▸ **Problem**: Copy all lines of the listing that include the string "TypeScript".

▸ **Records from a collection**:
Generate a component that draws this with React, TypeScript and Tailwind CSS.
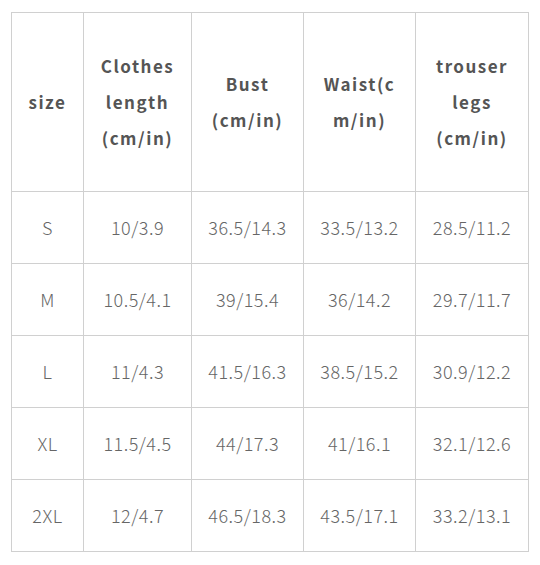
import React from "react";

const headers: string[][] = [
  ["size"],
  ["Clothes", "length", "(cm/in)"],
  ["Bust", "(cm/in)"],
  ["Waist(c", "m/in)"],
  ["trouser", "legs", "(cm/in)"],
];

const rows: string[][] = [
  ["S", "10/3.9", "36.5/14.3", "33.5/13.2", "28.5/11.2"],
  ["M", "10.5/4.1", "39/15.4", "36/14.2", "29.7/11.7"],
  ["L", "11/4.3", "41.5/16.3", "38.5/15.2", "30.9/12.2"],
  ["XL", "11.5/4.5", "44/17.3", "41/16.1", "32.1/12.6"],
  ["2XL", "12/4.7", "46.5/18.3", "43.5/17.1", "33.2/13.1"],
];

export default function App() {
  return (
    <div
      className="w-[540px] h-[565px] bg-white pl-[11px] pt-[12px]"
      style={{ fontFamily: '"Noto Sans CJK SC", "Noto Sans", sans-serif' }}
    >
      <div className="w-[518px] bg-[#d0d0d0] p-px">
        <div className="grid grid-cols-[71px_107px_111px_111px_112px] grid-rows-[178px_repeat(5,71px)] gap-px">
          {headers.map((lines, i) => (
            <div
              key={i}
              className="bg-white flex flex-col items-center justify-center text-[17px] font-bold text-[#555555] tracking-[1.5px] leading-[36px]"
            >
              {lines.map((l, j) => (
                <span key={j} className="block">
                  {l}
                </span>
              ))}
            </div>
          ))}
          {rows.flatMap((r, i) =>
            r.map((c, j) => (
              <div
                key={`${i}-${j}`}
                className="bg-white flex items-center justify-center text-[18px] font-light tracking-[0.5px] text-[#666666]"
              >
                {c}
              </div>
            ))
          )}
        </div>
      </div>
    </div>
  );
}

---

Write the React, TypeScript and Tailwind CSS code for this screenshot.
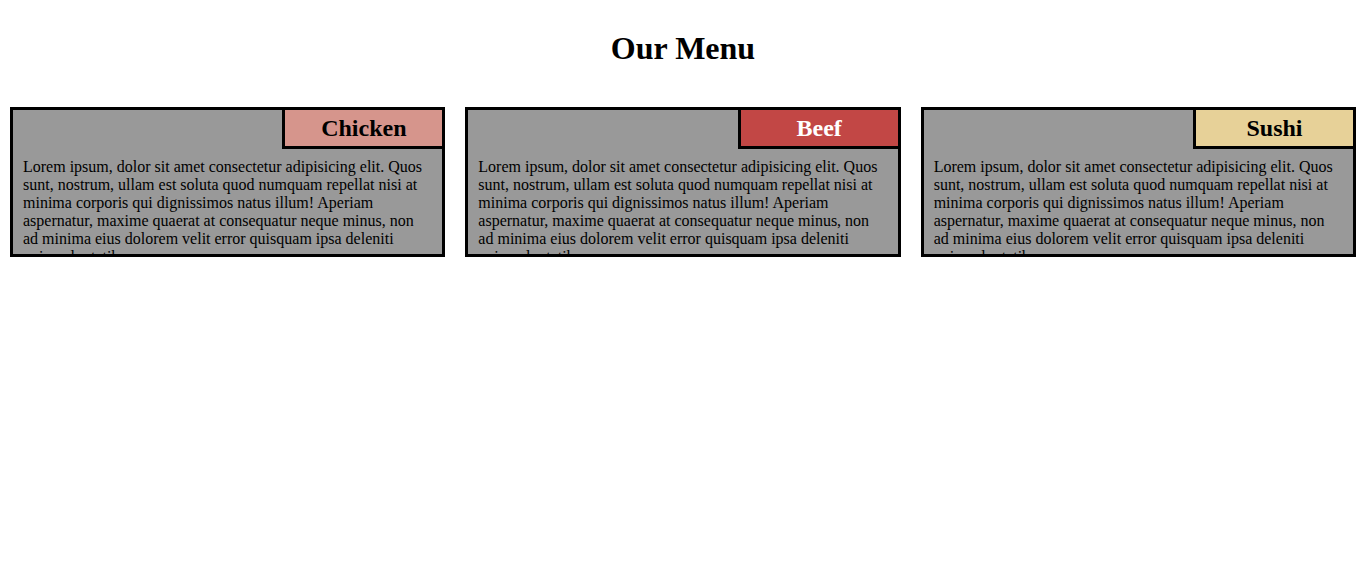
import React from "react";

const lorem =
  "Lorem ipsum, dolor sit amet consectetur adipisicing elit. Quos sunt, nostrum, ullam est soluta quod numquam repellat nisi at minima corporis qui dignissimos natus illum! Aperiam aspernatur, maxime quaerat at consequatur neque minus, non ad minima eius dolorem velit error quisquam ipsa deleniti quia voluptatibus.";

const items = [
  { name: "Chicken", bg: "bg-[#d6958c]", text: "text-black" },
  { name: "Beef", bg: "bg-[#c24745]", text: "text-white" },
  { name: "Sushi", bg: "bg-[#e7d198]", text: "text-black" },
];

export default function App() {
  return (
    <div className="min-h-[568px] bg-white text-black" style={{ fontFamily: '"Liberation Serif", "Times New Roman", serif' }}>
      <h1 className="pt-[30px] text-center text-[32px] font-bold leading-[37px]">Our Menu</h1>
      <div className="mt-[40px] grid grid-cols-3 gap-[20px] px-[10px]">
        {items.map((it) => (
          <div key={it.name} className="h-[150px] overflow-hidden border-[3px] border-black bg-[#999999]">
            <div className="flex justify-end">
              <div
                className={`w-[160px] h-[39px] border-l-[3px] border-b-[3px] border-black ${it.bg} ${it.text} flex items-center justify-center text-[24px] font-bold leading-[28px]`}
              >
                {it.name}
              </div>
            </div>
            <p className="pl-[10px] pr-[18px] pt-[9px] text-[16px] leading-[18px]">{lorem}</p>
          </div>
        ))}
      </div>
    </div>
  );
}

▸ **Written solution**:
Generate a component that draws this with React, TypeScript and Tailwind CSS.
Write the React, TypeScript and Tailwind CSS code for this screenshot.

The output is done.